[START OF Records for processing]

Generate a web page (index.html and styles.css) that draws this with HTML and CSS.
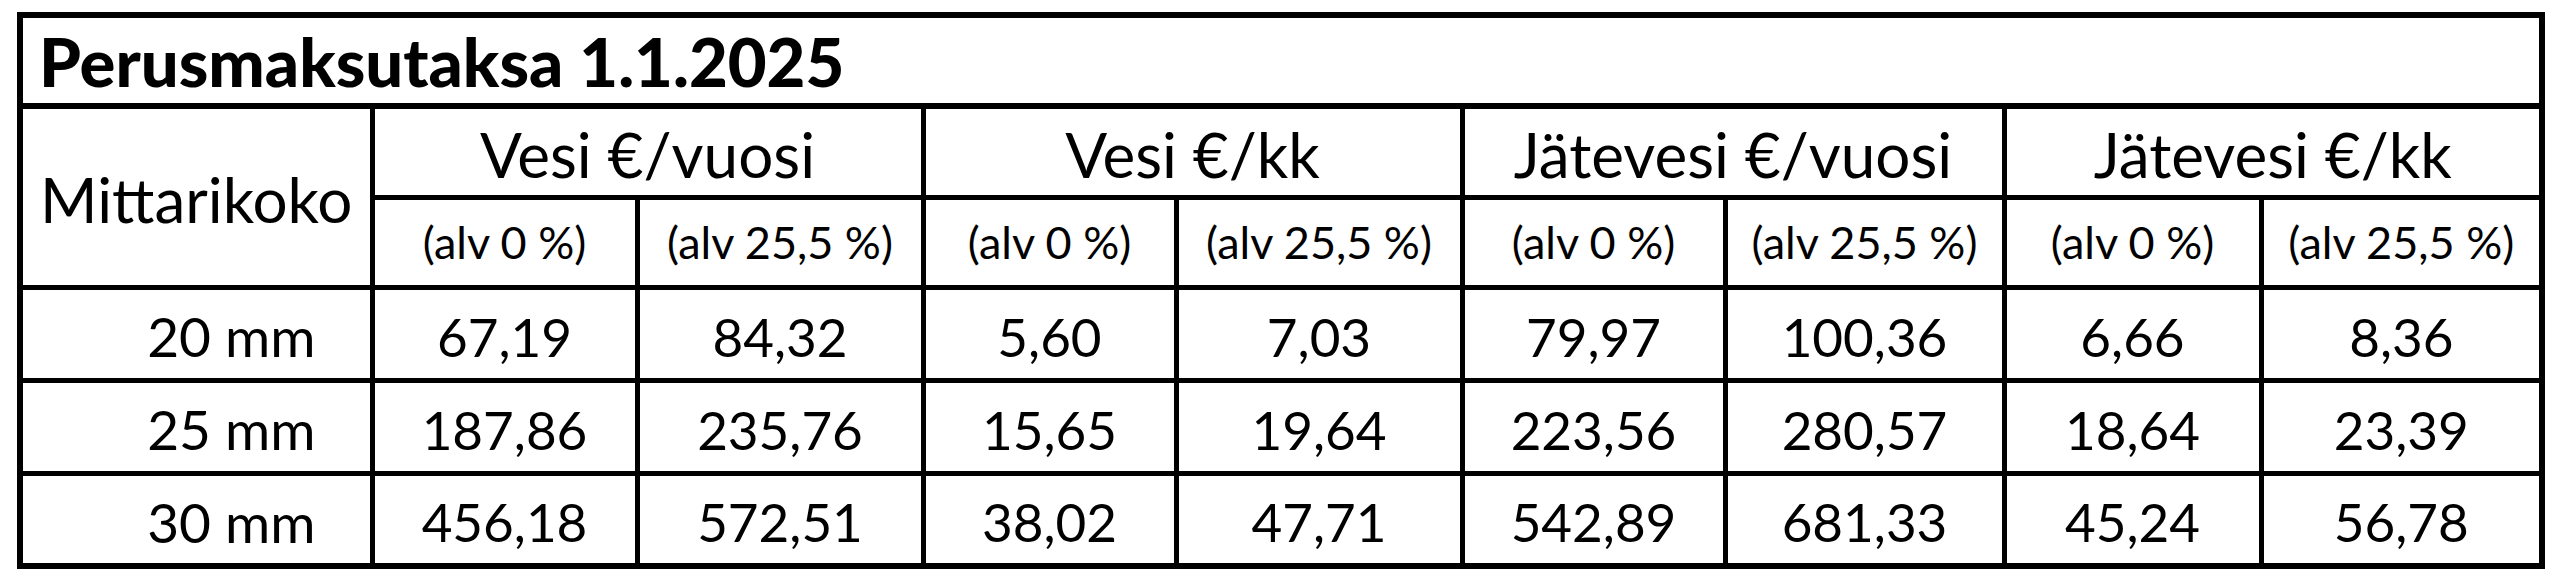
FILE: index.html
```html
<!DOCTYPE html>
<html lang="fi">
<head>
    <meta charset="UTF-8">
    <meta name="viewport" content="width=device-width, initial-scale=1.0">
    <title>Perusmaksutaksa 1.1.2025</title>
    <link rel="stylesheet" href="styles.css">
</head>
<body>
    <!-- perusmaksutaulukko -->
    <table class="tariff">
        <colgroup>
            <col class="col-size">
            <col class="col-a"><col class="col-b">
            <col class="col-c"><col class="col-d">
            <col class="col-e"><col class="col-f">
            <col class="col-g"><col class="col-h">
        </colgroup>
        <tr class="title-row">
            <th colspan="9" class="title">Perusmaksutaksa 1.1.2025</th>
        </tr>
        <tr class="group-row">
            <th rowspan="2" class="size-head">Mittarikoko</th>
            <th colspan="2">Vesi €/vuosi</th>
            <th colspan="2">Vesi €/kk</th>
            <th colspan="2">Jätevesi €/vuosi</th>
            <th colspan="2">Jätevesi €/kk</th>
        </tr>
        <tr class="vat-row">
            <th>(alv 0 %)</th><th>(alv 25,5 %)</th>
            <th>(alv 0 %)</th><th>(alv 25,5 %)</th>
            <th>(alv 0 %)</th><th>(alv 25,5 %)</th>
            <th>(alv 0 %)</th><th>(alv 25,5 %)</th>
        </tr>
        <tr class="data-row">
            <td class="size">20 mm</td>
            <td>67,19</td><td>84,32</td><td>5,60</td><td>7,03</td>
            <td>79,97</td><td>100,36</td><td>6,66</td><td>8,36</td>
        </tr>
        <tr class="data-row">
            <td class="size">25 mm</td>
            <td>187,86</td><td>235,76</td><td>15,65</td><td>19,64</td>
            <td>223,56</td><td>280,57</td><td>18,64</td><td>23,39</td>
        </tr>
        <tr class="data-row">
            <td class="size">30 mm</td>
            <td>456,18</td><td>572,51</td><td>38,02</td><td>47,71</td>
            <td>542,89</td><td>681,33</td><td>45,24</td><td>56,78</td>
        </tr>
    </table>
</body>
</html>
```

FILE: styles.css
```css
html, body {
    margin: 0;
    padding: 0;
    background-color: #ffffff;
}

body {
    padding: 12px 0 0 17px;
    font-family: Lato, "Open Sans", sans-serif;
    color: #000000;
}

.tariff {
    width: 2528px;
    table-layout: fixed;
    border-collapse: collapse;
    border: 6px solid #000000;
}

.col-size { width: 352px; }
.col-a { width: 265px; }
.col-b { width: 286px; }
.col-c { width: 253px; }
.col-d { width: 286px; }
.col-e { width: 263px; }
.col-f { width: 279px; }
.col-g { width: 257px; }
.col-h { width: 281px; }

th, td {
    border: 5px solid #000000;
    padding: 0;
    text-align: center;
    font-weight: normal;
    white-space: nowrap;
}

/* otsikko */
.title-row { height: 91px; }

.title {
    text-align: left;
    padding-left: 16px;
    font-size: 67px;
    font-weight: 900;
    border-bottom-width: 6px;
}

.group-row { height: 91px; }

.group-row th {
    font-size: 62px;
    padding-top: 4px;
}

.size-head {
    font-size: 64px;
}

.vat-row { height: 90px; }

.vat-row th {
    font-size: 45px;
}

.data-row { height: 93px; }

.data-row td {
    font-size: 53px;
    padding-top: 5px;
}

.data-row .size {
    text-align: right;
    padding-right: 54px;
    font-size: 55px;
}
```
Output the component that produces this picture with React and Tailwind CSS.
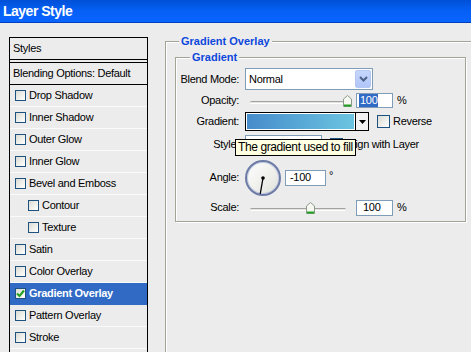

[END OF Records for processing]

What this task involves >>
Give back all entries exactly. No pictures belong in the copy.

The solution >>
Generate a web page (index.html and styles.css) that draws this with HTML and CSS.
FILE: index.html
```html
<!DOCTYPE html>
<html lang="fi">
<head>
    <meta charset="UTF-8">
    <meta name="viewport" content="width=device-width, initial-scale=1.0">
    <title>Perusmaksutaksa 1.1.2025</title>
    <link rel="stylesheet" href="styles.css">
</head>
<body>
    <!-- perusmaksutaulukko -->
    <table class="tariff">
        <colgroup>
            <col class="col-size">
            <col class="col-a"><col class="col-b">
            <col class="col-c"><col class="col-d">
            <col class="col-e"><col class="col-f">
            <col class="col-g"><col class="col-h">
        </colgroup>
        <tr class="title-row">
            <th colspan="9" class="title">Perusmaksutaksa 1.1.2025</th>
        </tr>
        <tr class="group-row">
            <th rowspan="2" class="size-head">Mittarikoko</th>
            <th colspan="2">Vesi €/vuosi</th>
            <th colspan="2">Vesi €/kk</th>
            <th colspan="2">Jätevesi €/vuosi</th>
            <th colspan="2">Jätevesi €/kk</th>
        </tr>
        <tr class="vat-row">
            <th>(alv 0 %)</th><th>(alv 25,5 %)</th>
            <th>(alv 0 %)</th><th>(alv 25,5 %)</th>
            <th>(alv 0 %)</th><th>(alv 25,5 %)</th>
            <th>(alv 0 %)</th><th>(alv 25,5 %)</th>
        </tr>
        <tr class="data-row">
            <td class="size">20 mm</td>
            <td>67,19</td><td>84,32</td><td>5,60</td><td>7,03</td>
            <td>79,97</td><td>100,36</td><td>6,66</td><td>8,36</td>
        </tr>
        <tr class="data-row">
            <td class="size">25 mm</td>
            <td>187,86</td><td>235,76</td><td>15,65</td><td>19,64</td>
            <td>223,56</td><td>280,57</td><td>18,64</td><td>23,39</td>
        </tr>
        <tr class="data-row">
            <td class="size">30 mm</td>
            <td>456,18</td><td>572,51</td><td>38,02</td><td>47,71</td>
            <td>542,89</td><td>681,33</td><td>45,24</td><td>56,78</td>
        </tr>
    </table>
</body>
</html>
```

FILE: styles.css
```css
html, body {
    margin: 0;
    padding: 0;
    background-color: #ffffff;
}

body {
    padding: 12px 0 0 17px;
    font-family: Lato, "Open Sans", sans-serif;
    color: #000000;
}

.tariff {
    width: 2528px;
    table-layout: fixed;
    border-collapse: collapse;
    border: 6px solid #000000;
}

.col-size { width: 352px; }
.col-a { width: 265px; }
.col-b { width: 286px; }
.col-c { width: 253px; }
.col-d { width: 286px; }
.col-e { width: 263px; }
.col-f { width: 279px; }
.col-g { width: 257px; }
.col-h { width: 281px; }

th, td {
    border: 5px solid #000000;
    padding: 0;
    text-align: center;
    font-weight: normal;
    white-space: nowrap;
}

/* otsikko */
.title-row { height: 91px; }

.title {
    text-align: left;
    padding-left: 16px;
    font-size: 67px;
    font-weight: 900;
    border-bottom-width: 6px;
}

.group-row { height: 91px; }

.group-row th {
    font-size: 62px;
    padding-top: 4px;
}

.size-head {
    font-size: 64px;
}

.vat-row { height: 90px; }

.vat-row th {
    font-size: 45px;
}

.data-row { height: 93px; }

.data-row td {
    font-size: 53px;
    padding-top: 5px;
}

.data-row .size {
    text-align: right;
    padding-right: 54px;
    font-size: 55px;
}
```
Output the component that produces this picture with React and Tailwind CSS.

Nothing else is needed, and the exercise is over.